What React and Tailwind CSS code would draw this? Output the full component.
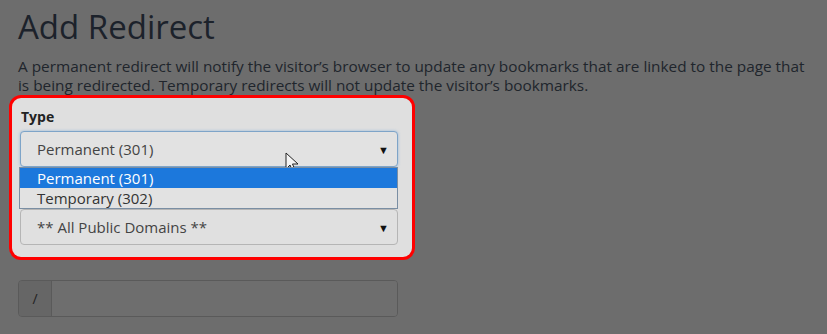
import React from "react";

const font = { fontFamily: '"Open Sans", "Noto Sans", sans-serif' };

function Caret() {
  return <span className="ml-auto text-[11px] leading-none text-[#111]">▼</span>;
}

function Cursor() {
  return (
    <svg className="absolute left-[285px] top-[152px]" width="14" height="22" viewBox="0 0 14 22">
      <path d="M1 1 L1 17 L5 13 L8 20 L10.5 19 L7.5 12 L13 12 Z" fill="#f4f4f4" stroke="#222" strokeWidth="1" strokeLinejoin="round" />
    </svg>
  );
}

export default function App() {
  return (
    <div className="relative h-[334px] w-[827px] overflow-hidden bg-[#6d6d6d] text-[#1f2329]" style={font}>
      <div className="px-[18px] pt-[5px]">
        <h1 className="text-[33px] font-normal leading-[44px] text-[#1c222b]">Add Redirect</h1>
        <p className="mt-[8px] text-[15.35px] leading-[19px] text-[#20252c]">
          A permanent redirect will notify the visitor’s browser to update any bookmarks that are linked to the page that is being redirected. Temporary redirects will not update the visitor’s bookmarks.
        </p>
      </div>

      <div className="ml-[9px] h-[165px] w-[406px] rounded-[12px] border-[3px] border-[#ff0000] bg-[#dfdfdf] px-[8px] pt-[10px]">
        <div className="pl-[1px] text-[14px] font-bold leading-[18px] text-[#222]">Type</div>
        <div className="relative mt-[5px]">
          <div className="flex h-[36px] w-[378px] items-center rounded-[4px] border border-[#7ea4c8] bg-[#e2e2e2] pl-[16px] pr-[8px] text-[15px] text-[#444] shadow-[0_0_3px_rgba(102,160,220,0.6)]">
            <span>Permanent (301)</span>
            <Caret />
          </div>
          <div className="absolute left-[-1px] top-[36px] z-10 w-[379px] border border-[#7a8ea3] bg-[#e2e2e2] text-[15px] leading-[20px]">
            <div className="bg-[#1c78dc] pl-[17px] text-white">Permanent (301)</div>
            <div className="pl-[17px] text-[#333]">Temporary (302)</div>
          </div>
          <div className="mt-[42px] flex h-[36px] w-[378px] items-center rounded-[4px] border border-[#b5b5b5] bg-[#e0e0e0] pl-[16px] pr-[8px] text-[15px] text-[#444]">
            <span>** All Public Domains **</span>
            <Caret />
          </div>
        </div>
      </div>

      <div className="ml-[18px] mt-[20px] flex h-[37px] w-[380px] overflow-hidden rounded-[4px] border border-[#5a5a5a]">
        <div className="flex w-[33px] items-center justify-center border-r border-[#5a5a5a] bg-[#666] text-[14px] text-[#222]">/</div>
        <div className="flex-1 bg-[#6e6e6e]" />
      </div>

      <Cursor />
    </div>
  );
}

********

§ **Do this**
Omit every picture, then reproduce the rest of the listing exactly.

§ **Written response**
What React and Tailwind CSS code would draw this? Output the full component.
import React from "react";

const font = { fontFamily: '"Open Sans", "Noto Sans", sans-serif' };

function Caret() {
  return <span className="ml-auto text-[11px] leading-none text-[#111]">▼</span>;
}

function Cursor() {
  return (
    <svg className="absolute left-[285px] top-[152px]" width="14" height="22" viewBox="0 0 14 22">
      <path d="M1 1 L1 17 L5 13 L8 20 L10.5 19 L7.5 12 L13 12 Z" fill="#f4f4f4" stroke="#222" strokeWidth="1" strokeLinejoin="round" />
    </svg>
  );
}

export default function App() {
  return (
    <div className="relative h-[334px] w-[827px] overflow-hidden bg-[#6d6d6d] text-[#1f2329]" style={font}>
      <div className="px-[18px] pt-[5px]">
        <h1 className="text-[33px] font-normal leading-[44px] text-[#1c222b]">Add Redirect</h1>
        <p className="mt-[8px] text-[15.35px] leading-[19px] text-[#20252c]">
          A permanent redirect will notify the visitor’s browser to update any bookmarks that are linked to the page that is being redirected. Temporary redirects will not update the visitor’s bookmarks.
        </p>
      </div>

      <div className="ml-[9px] h-[165px] w-[406px] rounded-[12px] border-[3px] border-[#ff0000] bg-[#dfdfdf] px-[8px] pt-[10px]">
        <div className="pl-[1px] text-[14px] font-bold leading-[18px] text-[#222]">Type</div>
        <div className="relative mt-[5px]">
          <div className="flex h-[36px] w-[378px] items-center rounded-[4px] border border-[#7ea4c8] bg-[#e2e2e2] pl-[16px] pr-[8px] text-[15px] text-[#444] shadow-[0_0_3px_rgba(102,160,220,0.6)]">
            <span>Permanent (301)</span>
            <Caret />
          </div>
          <div className="absolute left-[-1px] top-[36px] z-10 w-[379px] border border-[#7a8ea3] bg-[#e2e2e2] text-[15px] leading-[20px]">
            <div className="bg-[#1c78dc] pl-[17px] text-white">Permanent (301)</div>
            <div className="pl-[17px] text-[#333]">Temporary (302)</div>
          </div>
          <div className="mt-[42px] flex h-[36px] w-[378px] items-center rounded-[4px] border border-[#b5b5b5] bg-[#e0e0e0] pl-[16px] pr-[8px] text-[15px] text-[#444]">
            <span>** All Public Domains **</span>
            <Caret />
          </div>
        </div>
      </div>

      <div className="ml-[18px] mt-[20px] flex h-[37px] w-[380px] overflow-hidden rounded-[4px] border border-[#5a5a5a]">
        <div className="flex w-[33px] items-center justify-center border-r border-[#5a5a5a] bg-[#666] text-[14px] text-[#222]">/</div>
        <div className="flex-1 bg-[#6e6e6e]" />
      </div>

      <Cursor />
    </div>
  );
}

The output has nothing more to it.